Ortega returned to Washington DC in August 2010 to pick up a personal check for $100,000 from the Knights of Columbus. “In his acceptance speech, he astounded Cuba watchers by referring to jailed democracy activists as ‘convicts,’ who were – in words that were clearly soothing to ears in the Castro regime – considered prisoners of conscience by Amnesty International … The prelate even spent more than an hour in a secret meeting with Newt Gingrich, presumably to press for support and discuss the former speaker of the House’s upcoming bid for the White House.”
Ortega told Washington Post columnist Jackson Diehl that “he has been meeting with officials in the Obama administration and Congress. He suggests that a big part of Raul Castro’s agenda is improving relations with the United States so that Cuba’s economy can be revived by US trade and investment …
Does that include the democratic reforms the Obama administration has demanded as a condition for improved relations?
‘Everything should be step by step,’ Ortega said. ‘It’s not realistic to begin at the end. This is a process. The most important thing is to take steps in the process.’”
Pope Benedict criticized the US embargo on the last day of his March 2012 visit to Cuba following a trip to Mexico.
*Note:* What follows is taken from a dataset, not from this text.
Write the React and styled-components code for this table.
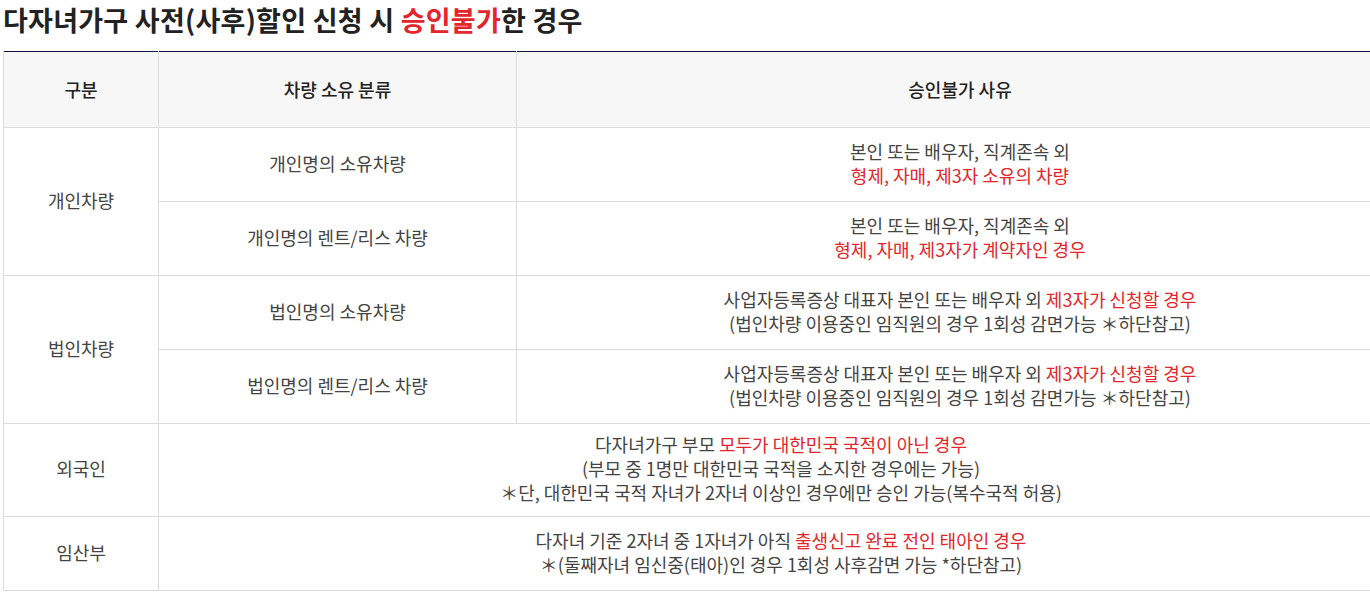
import React from "react";
import styled, { createGlobalStyle } from "styled-components";

const Global = createGlobalStyle`
  html, body { margin: 0; padding: 0; background: #fff; overflow: hidden; }
  body { font-family: "Noto Sans CJK KR", "Noto Sans", sans-serif; color: #333; }
`;

const Page = styled.div`
  padding: 0 0 0 3px;
  width: 1401px;
  overflow: hidden;
`;

const Title = styled.h2`
  margin: 0 0 11px 0;
  font-size: 27px;
  line-height: 40px;
  font-weight: 700;
  letter-spacing: 0.25px;
  color: #222;
`;

const Red = styled.span`
  color: #e4252b;
`;

const Table = styled.table`
  width: 1401px;
  border-collapse: collapse;
  border-top: 1px solid #0d0d3d;
  table-layout: fixed;
`;

const HeadRow = styled.tr`
  height: 76px;
  background: #f7f7f7;
`;

const Row = styled.tr`
  height: 74px;
`;

const HeadCell = styled.th`
  border: 1px solid #dcdcdc;
  border-top: none;
  font-size: 18px;
  font-weight: 500;
  color: #222;
  text-align: center;
  vertical-align: middle;
  padding: 0 10px 2px;
`;

const Cell = styled.td`
  border: 1px solid #dcdcdc;
  font-size: 18px;
  line-height: 24px;
  color: #444;
  text-align: center;
  vertical-align: middle;
  padding: 8px 10px 12px;
`;

const Line = styled.div``;

export default function App() {
  return (
    <Page>
      <Global />
      <Title>
        다자녀가구 사전(사후)할인 신청 시 <Red>승인불가</Red>한 경우
      </Title>
      <Table>
        <colgroup>
          <col style={{ width: 155 }} />
          <col style={{ width: 358 }} />
          <col />
        </colgroup>
        <thead>
          <HeadRow>
            <HeadCell>구분</HeadCell>
            <HeadCell>차량 소유 분류</HeadCell>
            <HeadCell>승인불가 사유</HeadCell>
          </HeadRow>
        </thead>
        <tbody>
          <Row>
            <Cell rowSpan={2}>개인차량</Cell>
            <Cell>개인명의 소유차량</Cell>
            <Cell>
              <Line>본인 또는 배우자, 직계존속 외</Line>
              <Line><Red>형제, 자매, 제3자 소유의 차량</Red></Line>
            </Cell>
          </Row>
          <Row>
            <Cell>개인명의 렌트/리스 차량</Cell>
            <Cell>
              <Line>본인 또는 배우자, 직계존속 외</Line>
              <Line><Red>형제, 자매, 제3자가 계약자인 경우</Red></Line>
            </Cell>
          </Row>
          <Row>
            <Cell rowSpan={2}>법인차량</Cell>
            <Cell>법인명의 소유차량</Cell>
            <Cell>
              <Line>사업자등록증상 대표자 본인 또는 배우자 외 <Red>제3자가 신청할 경우</Red></Line>
              <Line>(법인차량 이용중인 임직원의 경우 1회성 감면가능 ＊하단참고)</Line>
            </Cell>
          </Row>
          <Row>
            <Cell>법인명의 렌트/리스 차량</Cell>
            <Cell>
              <Line>사업자등록증상 대표자 본인 또는 배우자 외 <Red>제3자가 신청할 경우</Red></Line>
              <Line>(법인차량 이용중인 임직원의 경우 1회성 감면가능 ＊하단참고)</Line>
            </Cell>
          </Row>
          <Row>
            <Cell>외국인</Cell>
            <Cell colSpan={2}>
              <Line>다자녀가구 부모 <Red>모두가 대한민국 국적이 아닌 경우</Red></Line>
              <Line>(부모 중 1명만 대한민국 국적을 소지한 경우에는 가능)</Line>
              <Line>＊단, 대한민국 국적 자녀가 2자녀 이상인 경우에만 승인 가능(복수국적 허용)</Line>
            </Cell>
          </Row>
          <Row>
            <Cell>임산부</Cell>
            <Cell colSpan={2}>
              <Line>다자녀 기준 2자녀 중 1자녀가 아직 <Red>출생신고 완료 전인 태아인 경우</Red></Line>
              <Line>＊(둘째자녀 임신중(태아)인 경우 1회성 사후감면 가능 *하단참고)</Line>
            </Cell>
          </Row>
        </tbody>
      </Table>
    </Page>
  );
}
Two weeks later, Mexican President Felipe Calderon met with President Castro “to expand bilateral trade and investment with Cuba.”
Calderon also met privately with Ortega.
Following Benedict’s visit, chair of the USCCB Committee on International Justice and Peace, Bishop Richard E. Pates, sent a letter to Secretary of State Hilary Clinton repeating the pope’s request for the “complete abolition of the embargo,” plus establishing “full diplomatic relations” and “engaging a trading partner that will benefit American commerce.”
The Cuban Bishops’ Conference sent a letter to the Cuban government Sept. 15, 2013. “The letter praises recent economic reforms undertaken by Raul Castro [which] has allowed small private businesses, greater freedom for foreign travel and the sale of homes and cars, and decentralized state businesses … ‘It is necessary to consider the relations of Cuba with the US, which during long decades, in different, constant and steady ways, has affected the life of our people.’ they stated.” Pates followed up with a letter dated Sept. 26 to National Security Adviser Susan E. Rice from the USCCB calling for a policy that “withdraws all restrictions on travel to Cuba” and “encourages trade that will benefit both nations.”
Bishop Oscar Cantu, current chair of the USCCB Committee on International Justice and Peace, wrote a letter to Congress in June 2015 “urging Congress to lift the travel and trade embargoes to Cuba.”
In July 2015, Archbishop Paul Richard Gallagher, appointed by Pope Francis as the Vatican’s Secretary for Relations with States, gave an interview about economic and political issues in Latin America, “particularly in relation to the consequences of the thaw in Cuban-US relations.”
Although the critical negotiations were done by others, Presidents Castro and Obama were wily enough to blunt their critics by giving the pope credit for negotiating the restoration of diplomatic relations between their two countries.
While people of good will are applauding the resolution of differences by the two countries, Pope Francis – who has packed the Vatican with vulture capitalists and appointed and promoted supporters of multi-national plutocrats (there are no effective opponents in the Vatican curia or episcopate) – can celebrate the opening for development and commerce by American business.